Random Privacy

Greg Broiles gbroiles at parrhesia.com
Sat Sep 21 11:22:23 PDT 2002


At 02:16 AM 9/21/2002 -0700, Blanc wrote:
>But researchers at IBM think they have the solution. They have developed an
>ingenious method to protect our privacy, while still giving companies the
>information they crave.

That doesn't sound like a solution to me - they haven't provided anything 
to motivate
people to answer honestly, nor do they address the basic problem, which is 
relying on
the good will and good behavior of the marketers - if a website visitor is 
unwilling
to trust a privacy policy which says "We'll never use this data to annoy or 
harm you",
they're likely to be unimpressed with a privacy policy which says "We'll 
use fancy
math tricks to hide the information you give us from ourselves."

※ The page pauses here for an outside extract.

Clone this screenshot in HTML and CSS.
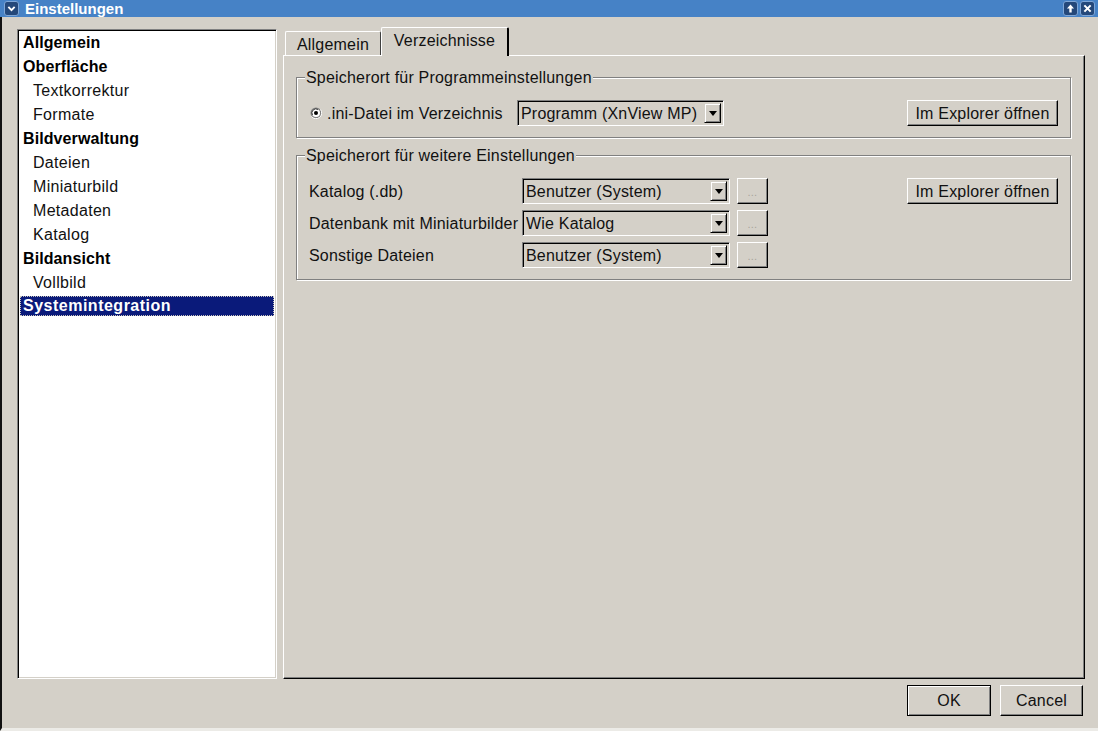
FILE: index.html
```html
<!DOCTYPE html>
<html lang="de">
<head>
<meta charset="utf-8">
<title>Einstellungen</title>
<link rel="stylesheet" href="styles.css">
</head>
<body>
<div class="window">
  <div class="titlebar">
    <span class="tb-icon"><svg width="14" height="14" viewBox="0 0 14 14"><path d="M3 5 L7 9 L11 5" fill="none" stroke="#fff" stroke-width="2.4"/></svg></span>
    <span class="title">Einstellungen</span>
    <span class="tb-right">
      <span class="tb-icon"><svg width="14" height="14" viewBox="0 0 14 14"><path d="M7 2 L11.5 7 H8.5 V12 H5.5 V7 H2.5 Z" fill="#fff"/></svg></span>
      <span class="tb-icon"><svg width="14" height="14" viewBox="0 0 14 14"><path d="M3 3 L11 11 M11 3 L3 11" stroke="#fff" stroke-width="2.6"/></svg></span>
    </span>
  </div>
  <div class="content">
    <div class="main">
      <div class="list">
        <div class="item top">Allgemein</div>
        <div class="item top">Oberfläche</div>
        <div class="item sub">Textkorrektur</div>
        <div class="item sub">Formate</div>
        <div class="item top">Bildverwaltung</div>
        <div class="item sub">Dateien</div>
        <div class="item sub">Miniaturbild</div>
        <div class="item sub">Metadaten</div>
        <div class="item sub">Katalog</div>
        <div class="item top">Bildansicht</div>
        <div class="item sub">Vollbild</div>
        <div class="item top selected">Systemintegration</div>
      </div>
      <div class="tabs">
        <div class="tabbar">
          <div class="tab">Allgemein</div>
          <div class="tab active">Verzeichnisse</div>
        </div>
        <div class="panel">
          <fieldset class="group g1">
            <legend>Speicherort für Programmeinstellungen</legend>
            <div class="row1">
              <span class="radio"><svg width="12" height="12" viewBox="0 0 12 12"><circle cx="6" cy="6" r="5.5" fill="#808080"/><path d="M1.5 9.5 A5.5 5.5 0 0 0 10.5 2.5" fill="none" stroke="#fff" stroke-width="1"/><circle cx="6" cy="6" r="4" fill="#fff"/><path d="M2.5 8 A4 4 0 0 1 8 2.5" fill="none" stroke="#404040" stroke-width="1"/><circle cx="6" cy="6" r="2" fill="#000"/></svg></span>
              <span class="label r1label">.ini-Datei im Verzeichnis</span>
              <div class="combo w1"><span class="ctext">Programm (XnView MP)</span><span class="arrow"></span></div>
              <span class="spacer"></span>
              <button class="btn explorer">Im Explorer öffnen</button>
            </div>
          </fieldset>
          <fieldset class="group g2">
            <legend>Speicherort für weitere Einstellungen</legend>
            <div class="grid">
              <span class="label">Katalog (.db)</span>
              <div class="combo"><span class="ctext">Benutzer (System)</span><span class="arrow"></span></div>
              <button class="btn dots">...</button>
              <span></span>
              <button class="btn explorer">Im Explorer öffnen</button>

              <span class="label">Datenbank mit Miniaturbilder</span>
              <div class="combo"><span class="ctext">Wie Katalog</span><span class="arrow"></span></div>
              <button class="btn dots">...</button>
              <span></span><span></span>

              <span class="label">Sonstige Dateien</span>
              <div class="combo"><span class="ctext">Benutzer (System)</span><span class="arrow"></span></div>
              <button class="btn dots">...</button>
              <span></span><span></span>
            </div>
          </fieldset>
        </div>
      </div>
    </div>
    <div class="footer">
      <button class="btn ok">OK</button>
      <button class="btn cancel">Cancel</button>
    </div>
  </div>
</div>
</body>
</html>
```

FILE: styles.css
```css
* { box-sizing: border-box; }
html, body { margin: 0; padding: 0; }
body {
  font-family: "Liberation Sans", Arial, sans-serif;
  font-size: 16px;
  letter-spacing: 0.2px;
  color: #111;
  background: #d4d0c8;
}
.window {
  width: 1098px;
  height: 731px;
  display: flex;
  flex-direction: column;
  background: #d4d0c8;
  overflow: hidden;
}
.titlebar {
  height: 17px;
  background: #4682c6;
  display: flex;
  align-items: center;
  padding: 0 3px 0 4px;
}
.tb-icon {
  width: 15px;
  height: 15px;
  background: #24487a;
  border: 1px solid #7fa6d6;
  border-radius: 3px;
  display: flex;
  align-items: center;
  justify-content: center;
}
.tb-icon svg { width: 11px; height: 11px; }
.title {
  color: #fff;
  font-weight: bold;
  font-size: 15px;
  letter-spacing: 0;
  margin-left: 6px;
  line-height: 17px;
}
.tb-right {
  margin-left: auto;
  display: flex;
  gap: 2px;
}
.content {
  flex: 1;
  display: flex;
  flex-direction: column;
  padding: 10px 13px 0 15px;
  border-left: 2px solid #111;
  border-bottom: 3px solid #ecebe7;
}
.main {
  display: flex;
  gap: 6px;
  height: 652px;
}
.list {
  margin-top: 2px;
  width: 260px;
  height: 650px;
  background: #fff;
  border: 1px solid;
  border-color: #808080 #fff #fff #808080;
  box-shadow: inset 1px 1px 0 #000, inset -1px -1px 0 #d4d0c8;
  padding: 3px 2px 0;
  display: flex;
  flex-direction: column;
  gap: 4px;
}
.item {
  height: 20px;
  line-height: 20px;
  white-space: nowrap;
  flex: none;
}
.item.top { font-weight: bold; font-size: 16px; padding-left: 3px; letter-spacing: 0.1px; color: #000; }
.item.sub { font-size: 16px; padding-left: 13px; letter-spacing: 0.3px; }
.item.selected {
  background: #0a1a7a;
  color: #fff;
  letter-spacing: 0.5px;
  outline: 1px dotted #c8c4bc;
  outline-offset: -1px;
  margin-top: -1px;
  margin-bottom: 1px;
}
.tabs {
  flex: 1;
  display: flex;
  flex-direction: column;
}
.tabbar {
  height: 28px;
  display: flex;
  align-items: flex-end;
  padding-left: 2px;
}
.tab {
  height: 24px;
  width: 96px;
  border: 1px solid;
  border-color: #fff #404040 transparent #fff;
  border-bottom: none;
  border-radius: 2px 2px 0 0;
  text-align: center;
  line-height: 24px;
  padding-top: 1px;
}
.tab.active {
  height: 29px;
  width: 128px;
  margin-bottom: -1px;
  position: relative;
  z-index: 1;
  background: #d4d0c8;
  border-right: 2px solid #000;
  line-height: 26px;
  padding-top: 0;
}
.panel {
  flex: 1;
  border: 1px solid;
  border-color: #fff #000 #000 #fff;
  box-shadow: inset -1px -1px 0 #808080;
  padding: 13px 13px 0 12px;
}
.group {
  margin: 0;
  border: 1px solid #808080;
  box-shadow: inset 1px 1px 0 #fff, 1px 1px 0 #fff;
  padding: 0;
  min-width: 0;
}
.group legend {
  font-size: 16px;
  line-height: 17px;
  padding: 0 1px;
  background: #d4d0c8;
}
.g1 { padding: 14px 12px 11px 13px; }
.g1 legend { margin-left: -5px; }
.g2 { margin-top: 9px; padding: 14px 12px 11px 12px; }
.g2 legend { margin-left: -4px; }
.row1 {
  display: flex;
  align-items: center;
  height: 26px;
}
.radio { width: 12px; height: 12px; display: flex; margin-right: 5px; }
.r1label { width: 190px; flex: none; }
.spacer { flex: 1; }
.label { white-space: nowrap; padding-top: 1px; }
.combo {
  height: 26px;
  background: #d4d0c8;
  border: 1px solid;
  border-color: #808080 #fff #fff #808080;
  box-shadow: inset 1px 1px 0 #000, inset -1px -1px 0 #d4d0c8;
  display: flex;
  align-items: center;
  padding: 2px 2px 2px 3px;
}
.combo.w1 { width: 207px; }
.ctext { flex: 1; white-space: nowrap; overflow: hidden; padding-top: 1px; }
.arrow {
  width: 17px;
  height: 20px;
  border: 1px solid;
  border-color: #d4d0c8 #000 #000 #d4d0c8;
  box-shadow: inset 1px 1px 0 #fff, inset -1px -1px 0 #808080;
  display: flex;
  align-items: center;
  justify-content: center;
}
.arrow::after {
  content: "";
  border-left: 4px solid transparent;
  border-right: 4px solid transparent;
  border-top: 5px solid #000;
  margin-top: 1px;
}
.grid {
  display: grid;
  grid-template-columns: 213px 208px 38px 1fr 151px;
  grid-auto-rows: 26px;
  row-gap: 6px;
  align-items: center;
}
.grid .dots { margin-left: 7px; }
.grid .combo { width: 208px; }
.btn {
  font-family: "Liberation Sans", Arial, sans-serif;
  font-size: 16px;
  letter-spacing: 0.2px;
  color: #111;
  background: #d4d0c8;
  border: 1px solid;
  border-color: #fff #000 #000 #fff;
  box-shadow: inset -1px -1px 0 #808080;
  padding: 1px 0 0;
  height: 26px;
  cursor: default;
}
.explorer { width: 151px; }
.dots {
  width: 31px;
  color: #a8a49c;
  font-size: 11px;
  line-height: 20px;
}
.footer {
  display: flex;
  justify-content: flex-end;
  gap: 9px;
  margin-top: 6px;
  padding-right: 2px;
}
.ok {
  width: 84px;
  height: 31px;
  border: 1px solid #000;
  box-shadow: inset 1px 1px 0 #fff, inset -1px -1px 0 #808080;
}
.cancel {
  width: 83px;
  height: 31px;
}
```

That's not going to change unless they move the randomizing behavior off of 
the marketer's machine and
onto the visitor's machine, allowing the visitor to observe and verify the 
correct
operation of the privacy technology .. which is about as likely as a real 
audit of security-sensitive source code, where that likelihood is tiny now 
and shrinking rapidly the closer we get to the TCPA/Palladium nirvana.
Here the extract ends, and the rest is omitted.